На 20-м съезде КПСС Л. И. Брежнев избран членом ЦК КПСС, на Пленуме ЦК КПСС (февраль 1956) - кандидатом в члены Президиума и секретарём ЦК КПСС, одновременно с 1958 - зам. председателя Бюро ЦК КПСС по РСФСР. С июня 1957 - член Президиума ЦК КПСС. По поручению ЦК занимался вопросами развития тяжёлой промышленности и строительства, оснащения вооружённых сил страны новейшей боевой техникой, развития космонавтики.
На 5-й сессии Верховного Совета СССР 5-го созыва (май 1960) Л. И. Брежнев избран председателем Президиума Верховного Совета СССР, находился на этом посту до июня 1964, одновременно с июня 1963 - секретарь ЦК КПСС. Он проводит большую работу по совершенствованию государственного аппарата, развитию социалистической демократии и укреплению законности, осуществлению ленинской внешней политики.
Историческое место в жизни партии и страны занимает Октябрьский (1964) пленум ЦК КПСС, в работе которого Л. И. Брежнев принимает активное участие. На Октябрьском пленуме ЦК, выразившем непреклонную волю партии строго соблюдать и развивать ленинские нормы партийной жизни и принципы руководства, он был избран первым секретарём ЦК КПСС. В ноябре 1964 утвержден председателем Бюро ЦК КПСС по РСФСР.
В марте 1965 на Пленуме ЦК КПСС Л. И. Брежнев выступил с докладом, в котором была изложена по существу новая экономическая политика партии в деревне, сформулированы важнейшие направления развития сельскохозяйственного производства. На Майском (1966) пленуме ЦК КПСС он выступил с докладом, в котором была выдвинута обширная программа мелиоративных работ как необходимого условия ускоренного развития сельского хозяйства страны.
На 23-м съезде КПСС (март - апрель 1966) Л. И. Брежнев выступил с Отчётным докладом ЦК, в котором дан глубокий марксистско-ленинский анализ современной международной обстановки, итогов развития страны, определены главные задачи пятилетнего плана развития народного хозяйства СССР на 1966-1970 и основные принципы советской внешней политики. В докладе и решениях съезда получили дальнейшее развитие многие важнейшие вопросы марксистско-ленинской теории и практической деятельности КПСС. 23-й съезд избрал Л. И. Брежнева членом ЦК КПСС, а состоявшийся после съезда Пленум ЦК - Генеральным секретарём ЦК КПСС.
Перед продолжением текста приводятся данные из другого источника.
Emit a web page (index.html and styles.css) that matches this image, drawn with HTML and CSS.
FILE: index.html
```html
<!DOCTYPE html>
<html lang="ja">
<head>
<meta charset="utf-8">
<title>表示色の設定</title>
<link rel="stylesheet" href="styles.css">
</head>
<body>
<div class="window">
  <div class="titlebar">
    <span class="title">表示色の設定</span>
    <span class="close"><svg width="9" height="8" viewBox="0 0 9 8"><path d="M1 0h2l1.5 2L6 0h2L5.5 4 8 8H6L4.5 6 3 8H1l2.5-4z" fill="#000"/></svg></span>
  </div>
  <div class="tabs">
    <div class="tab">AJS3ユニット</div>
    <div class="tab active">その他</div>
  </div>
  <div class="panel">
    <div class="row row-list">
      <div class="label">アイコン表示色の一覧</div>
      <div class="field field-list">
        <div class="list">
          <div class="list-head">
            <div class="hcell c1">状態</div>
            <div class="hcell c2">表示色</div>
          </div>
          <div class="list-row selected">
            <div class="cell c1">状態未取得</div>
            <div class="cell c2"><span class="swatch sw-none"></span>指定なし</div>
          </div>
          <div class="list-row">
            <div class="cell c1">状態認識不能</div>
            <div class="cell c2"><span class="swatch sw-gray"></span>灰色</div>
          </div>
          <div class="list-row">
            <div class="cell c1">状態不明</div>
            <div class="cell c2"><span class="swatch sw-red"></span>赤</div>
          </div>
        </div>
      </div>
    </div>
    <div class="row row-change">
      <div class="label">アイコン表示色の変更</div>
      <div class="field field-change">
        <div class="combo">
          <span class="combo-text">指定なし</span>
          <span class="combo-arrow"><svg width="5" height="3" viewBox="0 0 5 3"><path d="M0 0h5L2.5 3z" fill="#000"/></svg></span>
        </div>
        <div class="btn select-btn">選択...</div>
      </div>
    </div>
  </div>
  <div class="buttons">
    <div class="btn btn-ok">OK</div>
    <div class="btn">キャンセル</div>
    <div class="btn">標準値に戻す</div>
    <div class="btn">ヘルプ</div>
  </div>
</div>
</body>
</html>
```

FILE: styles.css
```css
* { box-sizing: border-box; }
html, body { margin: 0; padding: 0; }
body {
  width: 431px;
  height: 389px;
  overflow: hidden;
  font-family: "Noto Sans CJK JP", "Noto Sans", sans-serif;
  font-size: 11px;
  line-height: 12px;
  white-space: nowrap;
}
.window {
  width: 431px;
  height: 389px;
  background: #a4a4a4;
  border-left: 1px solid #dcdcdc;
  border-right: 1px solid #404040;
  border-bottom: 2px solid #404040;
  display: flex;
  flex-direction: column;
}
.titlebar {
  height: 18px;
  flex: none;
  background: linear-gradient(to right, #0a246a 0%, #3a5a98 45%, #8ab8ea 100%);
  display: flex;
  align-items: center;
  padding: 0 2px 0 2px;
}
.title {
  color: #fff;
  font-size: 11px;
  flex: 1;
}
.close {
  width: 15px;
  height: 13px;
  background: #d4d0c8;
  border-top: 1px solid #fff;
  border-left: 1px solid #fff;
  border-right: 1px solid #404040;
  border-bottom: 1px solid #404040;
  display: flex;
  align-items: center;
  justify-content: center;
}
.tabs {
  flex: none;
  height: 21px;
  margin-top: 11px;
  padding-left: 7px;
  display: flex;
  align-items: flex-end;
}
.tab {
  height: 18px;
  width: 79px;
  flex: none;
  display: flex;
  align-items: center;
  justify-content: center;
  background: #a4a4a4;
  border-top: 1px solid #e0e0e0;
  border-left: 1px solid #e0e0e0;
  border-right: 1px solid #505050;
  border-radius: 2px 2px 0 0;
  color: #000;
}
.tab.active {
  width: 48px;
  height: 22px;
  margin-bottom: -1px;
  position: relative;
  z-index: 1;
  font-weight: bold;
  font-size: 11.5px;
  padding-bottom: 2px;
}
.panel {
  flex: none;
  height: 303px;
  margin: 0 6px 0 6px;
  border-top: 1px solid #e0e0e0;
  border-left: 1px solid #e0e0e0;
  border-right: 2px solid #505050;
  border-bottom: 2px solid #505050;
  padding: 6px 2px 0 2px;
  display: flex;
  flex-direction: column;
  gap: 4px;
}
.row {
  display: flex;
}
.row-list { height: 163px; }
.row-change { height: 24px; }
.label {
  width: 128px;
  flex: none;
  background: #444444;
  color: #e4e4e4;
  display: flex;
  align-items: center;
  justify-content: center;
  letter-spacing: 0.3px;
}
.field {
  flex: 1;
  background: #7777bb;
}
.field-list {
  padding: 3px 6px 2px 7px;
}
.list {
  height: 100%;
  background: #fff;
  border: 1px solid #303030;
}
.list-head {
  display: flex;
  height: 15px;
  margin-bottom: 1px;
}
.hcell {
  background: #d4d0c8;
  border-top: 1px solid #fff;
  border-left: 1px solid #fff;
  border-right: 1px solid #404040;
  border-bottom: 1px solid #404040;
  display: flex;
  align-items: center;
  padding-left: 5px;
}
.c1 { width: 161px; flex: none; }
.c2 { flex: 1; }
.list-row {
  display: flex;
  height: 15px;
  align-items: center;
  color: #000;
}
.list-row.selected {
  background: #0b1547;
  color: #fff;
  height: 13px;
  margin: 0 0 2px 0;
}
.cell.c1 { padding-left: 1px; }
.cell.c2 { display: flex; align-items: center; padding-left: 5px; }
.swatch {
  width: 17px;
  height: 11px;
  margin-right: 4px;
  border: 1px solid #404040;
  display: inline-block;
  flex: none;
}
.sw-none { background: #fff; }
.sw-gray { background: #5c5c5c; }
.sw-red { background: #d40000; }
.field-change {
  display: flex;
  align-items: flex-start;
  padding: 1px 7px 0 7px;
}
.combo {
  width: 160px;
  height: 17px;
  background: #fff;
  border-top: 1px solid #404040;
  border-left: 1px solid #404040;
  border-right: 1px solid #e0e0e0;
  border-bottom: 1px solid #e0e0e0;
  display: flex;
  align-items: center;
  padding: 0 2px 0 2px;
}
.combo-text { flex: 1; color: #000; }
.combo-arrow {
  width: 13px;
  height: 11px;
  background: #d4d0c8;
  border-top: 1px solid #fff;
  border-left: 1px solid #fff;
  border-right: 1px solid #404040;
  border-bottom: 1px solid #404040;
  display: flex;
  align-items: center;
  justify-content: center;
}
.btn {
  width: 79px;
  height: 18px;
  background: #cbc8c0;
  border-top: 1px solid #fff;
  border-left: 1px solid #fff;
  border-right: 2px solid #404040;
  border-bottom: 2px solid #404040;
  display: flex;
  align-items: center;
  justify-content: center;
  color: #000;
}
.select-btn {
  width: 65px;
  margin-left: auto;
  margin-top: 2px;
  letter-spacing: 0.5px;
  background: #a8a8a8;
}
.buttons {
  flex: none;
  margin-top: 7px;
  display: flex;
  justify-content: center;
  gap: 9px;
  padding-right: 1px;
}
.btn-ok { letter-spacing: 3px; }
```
3 ноября 1967 на совместном торжественном заседании ЦК КПСС, Верховных Советов СССР и РСФСР Л. И. Брежнев выступил с докладом «50 лет великих побед социализма», в котором подведены итоги полувекового социалистического развития Советского Союза и намечены очередные задачи строительства коммунистического общества.
На посту Генерального секретаря ЦК КПСС Л. И. Брежнев проявил себя как политический деятель ленинского типа. Обладая богатым жизненным опытом и большим организаторским талантом, он неутомимо трудится над укреплением партии и Советского государства. В эти годы ЦК КПСС, при самом непосредственном участии Л. И. Брежнева, были разработаны и осуществлены важнейшие меры по развитию ленинских норм партийного и государственного строительства, утверждению принципов коллективности в работе, улучшению руководства народным хозяйством, дальнейшему росту экономики страны, подъёму благосостояния и культуры трудящихся, укреплению дружбы народов, усилению оборонной мощи Советского государства.
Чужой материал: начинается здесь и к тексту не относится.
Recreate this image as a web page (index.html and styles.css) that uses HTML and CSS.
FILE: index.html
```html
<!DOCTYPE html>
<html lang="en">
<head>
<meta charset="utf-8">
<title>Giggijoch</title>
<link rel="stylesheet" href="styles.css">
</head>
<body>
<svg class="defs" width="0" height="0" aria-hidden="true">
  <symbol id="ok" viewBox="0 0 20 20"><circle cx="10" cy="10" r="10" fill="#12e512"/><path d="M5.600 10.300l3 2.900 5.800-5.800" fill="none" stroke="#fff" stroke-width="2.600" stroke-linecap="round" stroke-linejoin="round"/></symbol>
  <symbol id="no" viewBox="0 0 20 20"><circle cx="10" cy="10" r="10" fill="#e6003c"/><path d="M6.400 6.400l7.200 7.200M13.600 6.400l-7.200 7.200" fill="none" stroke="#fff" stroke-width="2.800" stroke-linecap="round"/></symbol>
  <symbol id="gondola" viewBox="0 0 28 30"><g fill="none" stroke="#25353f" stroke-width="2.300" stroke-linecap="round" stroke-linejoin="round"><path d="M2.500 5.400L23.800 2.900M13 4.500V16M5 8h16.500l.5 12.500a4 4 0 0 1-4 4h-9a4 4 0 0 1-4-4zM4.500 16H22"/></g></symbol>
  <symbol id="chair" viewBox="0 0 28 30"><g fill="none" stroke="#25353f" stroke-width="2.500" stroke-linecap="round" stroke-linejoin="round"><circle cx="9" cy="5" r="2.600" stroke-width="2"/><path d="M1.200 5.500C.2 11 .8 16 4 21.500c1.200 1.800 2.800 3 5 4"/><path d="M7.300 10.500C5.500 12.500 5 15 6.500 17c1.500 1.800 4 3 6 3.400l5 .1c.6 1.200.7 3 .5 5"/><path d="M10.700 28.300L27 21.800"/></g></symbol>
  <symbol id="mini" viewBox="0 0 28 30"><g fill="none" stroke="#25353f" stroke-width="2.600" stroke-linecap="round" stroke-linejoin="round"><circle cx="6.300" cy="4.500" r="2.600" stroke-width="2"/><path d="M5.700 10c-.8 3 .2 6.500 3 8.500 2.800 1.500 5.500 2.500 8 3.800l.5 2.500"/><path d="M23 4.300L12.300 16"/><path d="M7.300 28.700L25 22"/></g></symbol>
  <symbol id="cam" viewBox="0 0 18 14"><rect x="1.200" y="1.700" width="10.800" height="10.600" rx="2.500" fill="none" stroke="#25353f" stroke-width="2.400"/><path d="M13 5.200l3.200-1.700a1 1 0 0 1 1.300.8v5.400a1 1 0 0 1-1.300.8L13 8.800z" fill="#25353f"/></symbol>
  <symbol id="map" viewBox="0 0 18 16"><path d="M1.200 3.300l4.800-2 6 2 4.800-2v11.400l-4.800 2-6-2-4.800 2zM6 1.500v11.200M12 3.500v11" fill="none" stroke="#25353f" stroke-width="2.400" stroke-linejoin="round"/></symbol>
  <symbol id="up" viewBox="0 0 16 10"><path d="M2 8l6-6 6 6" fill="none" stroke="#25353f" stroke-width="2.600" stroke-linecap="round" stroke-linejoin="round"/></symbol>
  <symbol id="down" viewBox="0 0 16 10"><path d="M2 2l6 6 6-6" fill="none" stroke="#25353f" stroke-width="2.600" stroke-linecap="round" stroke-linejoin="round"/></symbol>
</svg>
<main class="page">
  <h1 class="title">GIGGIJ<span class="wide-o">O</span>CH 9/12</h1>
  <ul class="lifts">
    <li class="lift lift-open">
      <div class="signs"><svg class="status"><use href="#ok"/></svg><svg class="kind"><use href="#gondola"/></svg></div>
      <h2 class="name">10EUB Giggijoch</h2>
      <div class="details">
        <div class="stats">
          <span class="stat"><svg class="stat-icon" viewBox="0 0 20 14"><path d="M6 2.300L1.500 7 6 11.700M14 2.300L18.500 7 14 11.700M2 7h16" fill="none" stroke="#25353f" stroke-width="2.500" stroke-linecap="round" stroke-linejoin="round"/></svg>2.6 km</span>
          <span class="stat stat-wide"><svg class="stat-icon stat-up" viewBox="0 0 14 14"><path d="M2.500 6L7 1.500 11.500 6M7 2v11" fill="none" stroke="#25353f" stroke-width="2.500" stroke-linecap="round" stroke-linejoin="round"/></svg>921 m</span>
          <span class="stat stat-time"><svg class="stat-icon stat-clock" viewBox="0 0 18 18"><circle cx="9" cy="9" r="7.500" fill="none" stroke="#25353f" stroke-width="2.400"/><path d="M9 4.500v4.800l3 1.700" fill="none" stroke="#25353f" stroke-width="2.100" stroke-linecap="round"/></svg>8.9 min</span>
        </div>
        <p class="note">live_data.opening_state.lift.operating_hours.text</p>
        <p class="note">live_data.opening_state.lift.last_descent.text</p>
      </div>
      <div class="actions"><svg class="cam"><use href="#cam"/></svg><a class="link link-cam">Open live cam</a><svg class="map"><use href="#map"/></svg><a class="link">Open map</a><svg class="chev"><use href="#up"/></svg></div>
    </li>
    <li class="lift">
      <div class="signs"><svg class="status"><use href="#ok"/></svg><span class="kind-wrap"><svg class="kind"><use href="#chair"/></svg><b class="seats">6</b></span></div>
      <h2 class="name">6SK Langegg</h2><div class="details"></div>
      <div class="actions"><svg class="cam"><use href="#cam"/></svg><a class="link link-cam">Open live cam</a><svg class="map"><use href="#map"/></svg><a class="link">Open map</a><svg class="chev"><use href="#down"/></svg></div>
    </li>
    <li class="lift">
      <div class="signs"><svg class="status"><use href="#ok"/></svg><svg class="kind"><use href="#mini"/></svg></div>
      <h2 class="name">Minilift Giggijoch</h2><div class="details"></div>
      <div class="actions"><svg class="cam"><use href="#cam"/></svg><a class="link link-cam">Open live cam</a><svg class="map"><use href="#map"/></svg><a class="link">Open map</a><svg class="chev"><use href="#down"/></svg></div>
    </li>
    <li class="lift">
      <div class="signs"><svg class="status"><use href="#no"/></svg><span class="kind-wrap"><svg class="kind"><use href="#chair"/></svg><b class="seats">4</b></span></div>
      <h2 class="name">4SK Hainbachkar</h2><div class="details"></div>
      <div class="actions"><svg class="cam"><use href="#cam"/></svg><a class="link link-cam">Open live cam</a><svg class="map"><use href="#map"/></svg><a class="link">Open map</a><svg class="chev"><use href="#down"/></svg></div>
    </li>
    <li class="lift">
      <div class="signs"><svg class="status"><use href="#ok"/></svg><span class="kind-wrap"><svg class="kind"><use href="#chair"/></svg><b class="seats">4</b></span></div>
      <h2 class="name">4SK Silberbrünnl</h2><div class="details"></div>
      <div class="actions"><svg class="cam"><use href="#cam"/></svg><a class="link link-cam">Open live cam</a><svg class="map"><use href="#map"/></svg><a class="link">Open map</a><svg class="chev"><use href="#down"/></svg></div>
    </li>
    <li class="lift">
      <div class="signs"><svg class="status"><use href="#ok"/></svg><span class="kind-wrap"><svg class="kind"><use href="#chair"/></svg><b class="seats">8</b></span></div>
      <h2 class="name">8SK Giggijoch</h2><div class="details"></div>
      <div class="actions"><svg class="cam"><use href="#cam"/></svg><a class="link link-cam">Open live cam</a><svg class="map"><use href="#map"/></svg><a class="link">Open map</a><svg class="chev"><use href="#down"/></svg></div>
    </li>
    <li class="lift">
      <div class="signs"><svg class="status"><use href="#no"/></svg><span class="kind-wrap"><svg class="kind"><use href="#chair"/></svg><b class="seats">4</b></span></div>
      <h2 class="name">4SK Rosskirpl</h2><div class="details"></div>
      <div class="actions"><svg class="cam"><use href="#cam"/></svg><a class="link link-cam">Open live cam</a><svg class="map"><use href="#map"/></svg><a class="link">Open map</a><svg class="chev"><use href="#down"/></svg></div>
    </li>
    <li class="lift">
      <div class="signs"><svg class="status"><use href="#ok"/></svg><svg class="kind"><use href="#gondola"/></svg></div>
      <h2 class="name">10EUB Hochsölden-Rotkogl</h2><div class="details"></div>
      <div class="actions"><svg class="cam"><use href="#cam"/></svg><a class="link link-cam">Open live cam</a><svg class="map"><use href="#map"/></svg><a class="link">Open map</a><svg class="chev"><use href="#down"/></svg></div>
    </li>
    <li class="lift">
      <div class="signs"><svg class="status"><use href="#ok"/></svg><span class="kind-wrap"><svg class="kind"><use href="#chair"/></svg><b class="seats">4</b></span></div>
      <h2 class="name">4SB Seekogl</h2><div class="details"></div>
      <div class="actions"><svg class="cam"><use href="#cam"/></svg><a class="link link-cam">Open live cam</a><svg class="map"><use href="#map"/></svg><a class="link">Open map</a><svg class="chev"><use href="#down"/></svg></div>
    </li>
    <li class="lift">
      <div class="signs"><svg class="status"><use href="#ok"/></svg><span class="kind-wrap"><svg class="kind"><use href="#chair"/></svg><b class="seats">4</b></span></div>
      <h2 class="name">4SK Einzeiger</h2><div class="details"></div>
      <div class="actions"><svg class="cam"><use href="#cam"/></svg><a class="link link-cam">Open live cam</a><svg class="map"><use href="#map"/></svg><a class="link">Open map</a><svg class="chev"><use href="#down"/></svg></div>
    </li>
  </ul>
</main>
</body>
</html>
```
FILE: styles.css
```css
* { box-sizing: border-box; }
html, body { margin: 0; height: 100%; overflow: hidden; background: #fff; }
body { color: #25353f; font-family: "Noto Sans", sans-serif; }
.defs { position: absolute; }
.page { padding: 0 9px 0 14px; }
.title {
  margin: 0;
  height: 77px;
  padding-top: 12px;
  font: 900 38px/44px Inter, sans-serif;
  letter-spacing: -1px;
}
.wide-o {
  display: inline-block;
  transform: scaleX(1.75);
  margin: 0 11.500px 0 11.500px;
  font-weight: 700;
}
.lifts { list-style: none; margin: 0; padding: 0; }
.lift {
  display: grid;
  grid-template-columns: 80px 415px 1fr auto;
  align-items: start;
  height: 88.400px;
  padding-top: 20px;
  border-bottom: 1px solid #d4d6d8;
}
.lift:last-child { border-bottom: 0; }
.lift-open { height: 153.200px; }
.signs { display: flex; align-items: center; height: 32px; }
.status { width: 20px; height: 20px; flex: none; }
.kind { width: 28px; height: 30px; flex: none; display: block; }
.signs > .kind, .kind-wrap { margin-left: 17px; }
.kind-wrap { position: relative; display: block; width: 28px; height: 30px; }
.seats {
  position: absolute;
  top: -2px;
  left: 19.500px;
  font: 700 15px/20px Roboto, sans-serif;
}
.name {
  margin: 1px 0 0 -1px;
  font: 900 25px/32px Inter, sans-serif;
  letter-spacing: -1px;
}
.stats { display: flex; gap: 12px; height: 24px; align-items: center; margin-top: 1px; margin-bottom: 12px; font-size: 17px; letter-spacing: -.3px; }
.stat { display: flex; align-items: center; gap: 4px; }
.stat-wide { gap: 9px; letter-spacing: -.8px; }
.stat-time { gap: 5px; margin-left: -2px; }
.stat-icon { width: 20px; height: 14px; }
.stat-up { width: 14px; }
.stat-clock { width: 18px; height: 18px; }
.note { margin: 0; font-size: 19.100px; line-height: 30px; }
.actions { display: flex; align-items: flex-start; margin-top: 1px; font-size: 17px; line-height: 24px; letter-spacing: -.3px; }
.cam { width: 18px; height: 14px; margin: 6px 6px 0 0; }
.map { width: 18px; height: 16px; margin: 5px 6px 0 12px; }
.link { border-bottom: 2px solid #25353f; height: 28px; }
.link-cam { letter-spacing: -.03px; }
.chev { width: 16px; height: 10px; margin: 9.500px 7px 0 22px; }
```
Много сил и энергии Л. И. Брежнев отдаёт развитию международных связей СССР, укреплению мировой системы социализма, борьбе за прочную дружбу и мир между народами, сплочению международного коммунистического и рабочего движения, укреплению уз революционной солидарности трудящихся всех стран. Большая роль принадлежит ему в подготовке и проведении в июне 1969 в Москве международного Совещания коммунистических и рабочих партий, знаменовавшего новый этап борьбы народов мира против империализма, за мир и социализм. На этом Совещании он возглавлял делегацию КПСС и выступил от её имени с программной речью.
Л. И. Брежнев - депутат Верховного Совета СССР 3-8-го созывов, член Президиума Верховного Совета СССР. В июне 1961 за выдающиеся заслуги в развитии ракетной техники и обеспечение успешного полёта советского человека в космическое пространство на корабле «Восток» ему присвоено звание Героя Социалистического Труда. В 1966 за выдающиеся заслуги перед Коммунистической партией и Советским государством в коммунистическом строительстве, укреплении обороноспособности страны и большие заслуги в борьбе против немецко-фашистских захватчиков на фронте Великой Отечественной войны, в связи с 60-летием со дня рождения Л. И. Брежневу присвоено звание Героя Советского Союза. Награжден четырьмя орденами Ленина, двумя орденами Красного Знамени, орденами Богдана Хмельницкого, Красной Звезды и медалями, а также высшими государственными наградами Чехословацкой Социалистической Республики и Польской Народной Республики.
Соч.: Ленинским курсом, т. 1-2, М., 1970.
В этих строчках – огромный кусок моей жизни!